Posted in museums by Editor on March 2, 2019

Press release, via Art Daily (1 March 2019). . .

The San Antonio Museum of Art announced today that it has hired Lucia Abramovich as the Museum’s new Associate Curator of Latin American Art, following the completion of an international search. Abramovich brings to the Museum extensive curatorial, research, and community engagement experience, including at the New Orleans Museum of Art, Dumbarton Oaks Research Library and Collection of Harvard University, and the Smithsonian Institution’s National Museum of the American Indian.

“The San Antonio Museum of Art’s commitment to the presentation of Latin American Art spans almost 40 years. Lucia Abramovich will step into a role defined for all American institutions by the dedication and brilliance of Marion Oettinger, Jr., whose leadership and dedication defined the field as we presently know it,” said Kelso Director Katherine Crawford Luber. “Lucia will be a worthy successor and will continue the Museum’s broad and deep engagement with the arts of all Latin America. I am particularly appreciative of her work in engaging New Orleans’ diverse community. I know she will bring her passion and enthusiasm for community engagement to our city.”

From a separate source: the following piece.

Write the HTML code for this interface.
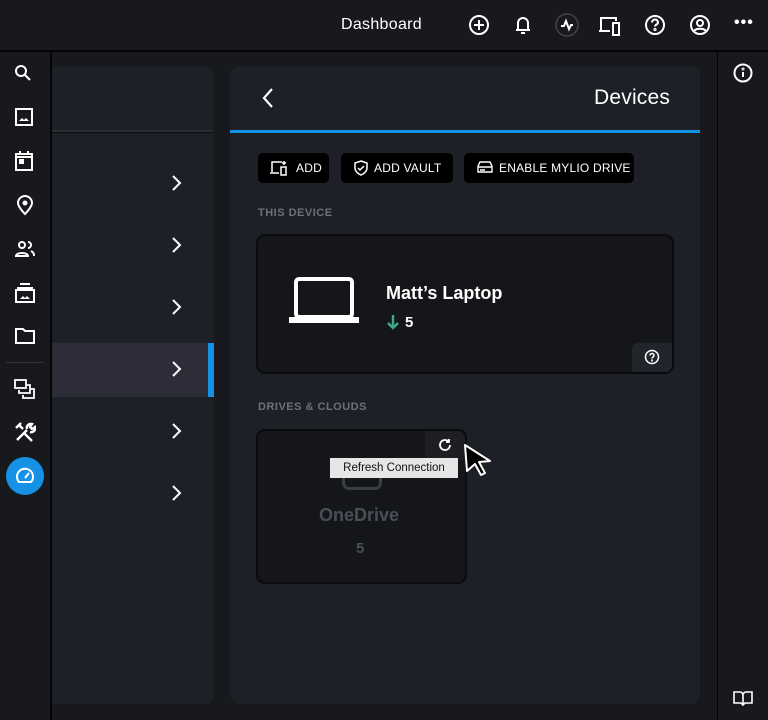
<!DOCTYPE html>
<html><head><meta charset="utf-8"><style>
*{margin:0;padding:0;box-sizing:border-box}
body{width:768px;height:720px;background:#18191d;font-family:"Liberation Sans",sans-serif;color:#fff;position:relative;overflow:hidden}
.abs{position:absolute}
svg{display:block}
.btn{position:absolute;top:153px;height:30px;background:#000;border-radius:5px;font-size:12px;display:flex;align-items:center;gap:5px;padding-left:12px;letter-spacing:.2px}
.lbl{position:absolute;font-size:11px;font-weight:bold;color:#6b707b;letter-spacing:.5px}
.chev{position:absolute;left:170px}
</style></head><body>
<div class="abs" style="left:0;top:50px;width:768px;height:2px;background:#050506"></div>
<div class="abs" style="left:50px;top:50px;width:2px;height:670px;background:#050506"></div>
<div class="abs" style="left:717px;top:50px;width:1px;height:670px;background:#050506"></div>
<div class="abs" style="left:341px;top:16px;font-size:16px;letter-spacing:.3px">Dashboard</div>
<svg class="abs" style="left:468px;top:14px" width="22" height="22" viewBox="0 0 22 22" fill="none" stroke="#fff" stroke-width="2"><circle cx="11" cy="11" r="9"/><path d="M11 6v10M6 11h10"/></svg>
<svg class="abs" style="left:513px;top:14px" width="20" height="22" viewBox="0 0 20 22" fill="none" stroke="#fff" stroke-width="2"><path d="M5 16V9a5 5 0 0110 0v7M3 16h14M8 19h4"/></svg>
<svg class="abs" style="left:555px;top:13px" width="24" height="24" viewBox="0 0 24 24" fill="none"><circle cx="12" cy="12" r="11" stroke="#444" stroke-width="1.5"/><path d="M6 13h3l2-5 3 8 2-4h2" stroke="#fff" stroke-width="2"/></svg>
<svg class="abs" style="left:598px;top:15px" width="26" height="22" viewBox="0 0 26 22" fill="none" stroke="#fff" stroke-width="2"><path d="M3 15V3h15v3M1 16h11"/><rect x="15" y="8" width="6" height="12"/></svg>
<svg class="abs" style="left:644px;top:14px" width="22" height="22" viewBox="0 0 22 22" fill="none" stroke="#fff" stroke-width="2"><circle cx="11" cy="11" r="9"/><path d="M8 8.5a3 3 0 116 0c0 2-3 2-3 4"/><circle cx="11" cy="15.5" r=".6"/></svg>
<svg class="abs" style="left:689px;top:14px" width="22" height="22" viewBox="0 0 22 22" fill="none" stroke="#fff" stroke-width="2"><circle cx="11" cy="11" r="9"/><circle cx="11" cy="9" r="3"/><path d="M5 17c2-3 10-3 12 0"/></svg>
<div class="abs" style="left:734px;top:14px;font-size:16px;font-weight:bold;letter-spacing:1px">•••</div>

<svg class="abs" style="left:13px;top:63px" width="20" height="20" viewBox="0 0 20 20" fill="none" stroke="#fff" stroke-width="2"><circle cx="8" cy="8" r="5"/><path d="M12 12l5 5"/></svg>
<svg class="abs" style="left:15px;top:107px" width="20" height="20" viewBox="0 0 20 20" fill="none" stroke="#fff" stroke-width="2"><rect x="1" y="2" width="16" height="16"/><path d="M4 14l3-3 2 2 2-2 3 3z" fill="#fff" stroke="none"/></svg>
<svg class="abs" style="left:15px;top:150px" width="20" height="22" viewBox="0 0 20 22" fill="none" stroke="#fff" stroke-width="2"><rect x="1" y="4" width="16" height="16"/><path d="M5 1v4M13 1v4M1 7h16" /><rect x="5" y="10" width="3" height="3" fill="#fff"/></svg>
<svg class="abs" style="left:16px;top:194px" width="18" height="22" viewBox="0 0 18 22" fill="none" stroke="#fff" stroke-width="2"><path d="M9 20s-7-7-7-11a7 7 0 0114 0c0 4-7 11-7 11z"/><circle cx="9" cy="9" r="1.5" fill="#fff"/></svg>
<svg class="abs" style="left:14px;top:240px" width="22" height="18" viewBox="0 0 22 18" fill="none" stroke="#fff" stroke-width="2"><circle cx="8" cy="5" r="3"/><path d="M2 16c0-4 12-4 12 0z"/><path d="M14 2a3 3 0 010 6M17 11c2 1 3 2 3 5"/></svg>
<svg class="abs" style="left:14px;top:282px" width="22" height="22" viewBox="0 0 22 22" fill="none" stroke="#fff" stroke-width="2"><path d="M6 2h10M3 6h16"/><rect x="2" y="8" width="18" height="12"/><path d="M6 17l3-3 2 2 2-2 3 3z" fill="#fff" stroke="none"/></svg>
<svg class="abs" style="left:15px;top:327px" width="20" height="18" viewBox="0 0 20 18" fill="none" stroke="#fff" stroke-width="2"><path d="M1 2h7l2 2h9v12H1z"/></svg>
<div class="abs" style="left:6px;top:362px;width:38px;height:1px;background:#333"></div>
<svg class="abs" style="left:14px;top:379px" width="22" height="20" viewBox="0 0 22 20" fill="none" stroke="#fff" stroke-width="1.8"><rect x="1" y="1" width="11" height="8"/><path d="M5 11v3h11V6h-3M9 16v3h11v-9h-3"/></svg>
<svg class="abs" style="left:14px;top:421px" width="22" height="22" viewBox="0 0 22 22" fill="none" stroke="#fff" stroke-width="2.4"><path d="M3 19l10-10M5 4l4 4M2 7l5-5M10 12l8 8M13 8a4 4 0 015-5l-2 3 2 2 3-2a4 4 0 01-5 5"/></svg>
<div class="abs" style="left:6px;top:457px;width:38px;height:38px;border-radius:50%;background:#1592e6"></div>
<svg class="abs" style="left:15px;top:466px" width="20" height="20" viewBox="0 0 20 20" fill="none" stroke="#fff" stroke-width="2"><path d="M4 16a8 8 0 1112 0z"/><path d="M10 12l4-5"/></svg>
<svg class="abs" style="left:733px;top:63px" width="20" height="20" viewBox="0 0 20 20" fill="none" stroke="#fff" stroke-width="2"><circle cx="10" cy="10" r="8.5"/><path d="M10 9v5"/><circle cx="10" cy="6" r=".5"/></svg>
<svg class="abs" style="left:732px;top:690px" width="22" height="16" viewBox="0 0 22 16" fill="none" stroke="#fff" stroke-width="1.6"><path d="M11 3v12M2 2h6a3 3 0 013 3 3 3 0 013-3h6v11h-7l-2 2-2-2H2z"/></svg>

<div class="abs" style="left:52px;top:66px;width:162px;height:638px;background:#1e2028;border-radius:0 10px 10px 0;overflow:hidden">
 <div class="abs" style="left:0;top:64px;width:162px;height:2px;background:#2a2e33"></div>
 <div class="abs" style="left:0;top:66px;width:162px;height:1px;background:#0c0d0f"></div>
 <div class="abs" style="left:0;top:277px;width:156px;height:54px;background:#2c2d38"></div>
 <div class="abs" style="left:156px;top:277px;width:6px;height:54px;background:#1592e6"></div>
</div>
<svg class="chev" style="top:175px" width="12" height="16" viewBox="0 0 12 16" fill="none" stroke="#fff" stroke-width="2"><path d="M3 1l7 7-7 7"/></svg>
<svg class="chev" style="top:237px" width="12" height="16" viewBox="0 0 12 16" fill="none" stroke="#fff" stroke-width="2"><path d="M3 1l7 7-7 7"/></svg>
<svg class="chev" style="top:299px" width="12" height="16" viewBox="0 0 12 16" fill="none" stroke="#fff" stroke-width="2"><path d="M3 1l7 7-7 7"/></svg>
<svg class="chev" style="top:361px" width="12" height="16" viewBox="0 0 12 16" fill="none" stroke="#fff" stroke-width="2"><path d="M3 1l7 7-7 7"/></svg>
<svg class="chev" style="top:423px" width="12" height="16" viewBox="0 0 12 16" fill="none" stroke="#fff" stroke-width="2"><path d="M3 1l7 7-7 7"/></svg>
<svg class="chev" style="top:485px" width="12" height="16" viewBox="0 0 12 16" fill="none" stroke="#fff" stroke-width="2"><path d="M3 1l7 7-7 7"/></svg>

<div class="abs" style="left:230px;top:66px;width:470px;height:638px;background:#1e2028;border-radius:10px"></div>
<div class="abs" style="left:230px;top:130px;width:470px;height:3px;background:#1592e6"></div>
<svg class="abs" style="left:261px;top:87px" width="14" height="22" viewBox="0 0 14 22" fill="none" stroke="#fff" stroke-width="2.2"><path d="M11 2l-8 9 8 9"/></svg>
<div class="abs" style="left:594px;top:86px;font-size:21px;letter-spacing:.2px">Devices</div>

<div class="btn" style="left:258px;width:71px;padding-left:11px"><svg width="22" height="16" viewBox="0 0 22 16" fill="none" stroke="#fff" stroke-width="1.5"><path d="M3 12V2h10M1 13h9"/><rect x="12" y="7" width="5" height="8"/><path d="M15 1v4M13 3h4"/></svg>ADD</div>
<div class="btn" style="left:341px;width:112px"><svg width="16" height="16" viewBox="0 0 16 16" fill="none" stroke="#fff" stroke-width="1.5"><path d="M8 1l6 2v5c0 3-3 6-6 7-3-1-6-4-6-7V3z"/><path d="M5 8l2 2 4-4"/></svg>ADD VAULT</div>
<div class="btn" style="left:464px;width:170px"><svg width="18" height="16" viewBox="0 0 18 16" fill="none" stroke="#fff" stroke-width="1.4"><path d="M2 12V6l2-4h10l2 4v6zM2 7h14M4 10h5"/></svg>ENABLE MYLIO DRIVE</div>

<div class="lbl" style="left:258px;top:207px">THIS DEVICE</div>
<div class="abs" style="left:256px;top:234px;width:418px;height:140px;background:#151619;border:2px solid #0b0b0d;border-radius:9px"></div>
<svg class="abs" style="left:289px;top:276px" width="70" height="48" viewBox="0 0 70 48" fill="none"><rect x="7" y="3" width="56" height="38" rx="3" stroke="#fff" stroke-width="4"/><rect x="0" y="41" width="70" height="6" fill="#fff"/></svg>
<div class="abs" style="left:386px;top:283px;font-size:18px;font-weight:bold">Matt’s Laptop</div>
<svg class="abs" style="left:386px;top:314px" width="14" height="16" viewBox="0 0 14 16" fill="none" stroke="#3aab88" stroke-width="2.4"><path d="M7 1v13M2 9l5 5 5-5"/></svg>
<div class="abs" style="left:405px;top:314px;font-size:15px;font-weight:bold">5</div>
<div class="abs" style="left:632px;top:343px;width:40px;height:29px;background:#22242b;border-radius:6px 0 7px 0"></div>
<svg class="abs" style="left:644px;top:349px" width="16" height="16" viewBox="0 0 16 16" fill="none" stroke="#fff" stroke-width="1.5"><circle cx="8" cy="8" r="6.5"/><path d="M6 6.5a2 2 0 114 0c0 1.5-2 1.5-2 3"/><circle cx="8" cy="11.5" r=".4"/></svg>

<div class="lbl" style="left:258px;top:401px">DRIVES &amp; CLOUDS</div>
<div class="abs" style="left:256px;top:429px;width:211px;height:155px;background:#151619;border:2px solid #0b0b0d;border-radius:9px"></div>
<div class="abs" style="left:425px;top:431px;width:40px;height:29px;background:#1d1f24;border-radius:0 7px 0 6px"></div>
<svg class="abs" style="left:438px;top:438px" width="14" height="14" viewBox="0 0 14 14" fill="none" stroke="#fff" stroke-width="1.8"><path d="M12 7a5 5 0 11-2-4M11 1v3H8"/></svg>
<div class="abs" style="left:342px;top:468px;width:40px;height:22px;border:3px solid #3a3d44;border-radius:7px;border-top:none"></div>
<div class="abs" style="left:330px;top:458px;width:128px;height:20px;background:#e6e6e6;color:#111;font-size:11.5px;text-align:center;line-height:20px">Refresh Connection</div>
<div class="abs" style="left:319px;top:505px;font-size:18px;font-weight:bold;color:#4a4e57">OneDrive</div>
<div class="abs" style="left:356px;top:540px;font-size:15px;font-weight:bold;color:#4a4e57">5</div>
<svg class="abs" style="left:462px;top:443px" width="34" height="34" viewBox="0 0 34 34"><path d="M3 2l25 16-11 1 6 11-4 2-6-11-8 7z" fill="#000" stroke="#fff" stroke-width="2" stroke-linejoin="round"/></svg>
</body></html>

The San Antonio Museum of Art’s Nelson A. Rockefeller Center for Latin American Art encompasses more than 12,000 objects in the areas of Ancient America, Spanish colonial, Republican-era, Modern, Contemporary, and Folk Art. Among her projects at SAMA, Abramovich will reconceptualize and reinstall the Museum’s Latin American Folk Art collection, one of the most important collections of its kind in the United States. “Lucia is an up-and-coming scholar of the arts of both ancient and viceregal Latin America, who brings an exceptional suite of talents to the San Antonio Museum of Art, and it will be a pleasure to watch what she will do in this important post,” said Joanne Pillsbury, Andrall E. Pearson Curator in the department of the Arts of Africa, Oceania, and the Americas at the Metropolitan Museum of Art. Abramovich will begin work in San Antonio in June 2019.

Abramovich worked as a Curatorial Fellow for Spanish Colonial Art at the New Orleans Museum of Art (NOMA) from 2013 until 2016. At NOMA, her focus was on the research and digitization of the Spanish Colonial collection—which includes paintings, sculptures, furniture, and silver—and had not been on public view for decades. “Lucia is an exciting scholar-curator who brings great energy, a broad knowledge of Latin American art, and a real passion for sharing her expertise with the public. You can count on her to build the collections, to develop sensational exhibitions and programs, and to grow the audience for Latin American art,” said Elizabeth Boone, Martha and Donald Robertson Chair in Latin American Studies at Tulane University.

“Having grown up between Argentina and the United States in a Pan-American household, I developed a lifelong passion for Latin American art and culture. I am thrilled to begin working at the San Antonio Museum of Art, which itself brings together a range of cultures through art,” said Lucia Abramovich. “The Museum has an exceptional reputation, one to which I look forward to contributing, bringing in my knowledge of Pre-Columbian art, colonial Latin American, and Folk Art. I am excited about exploring how these objects can help us to better understand the lives of different peoples, past and present.”

Abramovich will receive her PhD at Tulane University in April 2019. Her dissertation is titled “Precious Materiality in Colonial Andean Art: Gold, Silver, and Jewels in Paintings of the Virgin.” She completed her Masters at the University of East Anglia’s Sainsbury Research Unit in 2012. Since beginning her career, Abramovich has received numerous grants and awards, including a grant to support travel for research and is a recipient of the Donald Robertson Award for Best Graduate Paper in the Humanities at Tulane. She has presented her work at a range of conferences in both the United States and Latin America.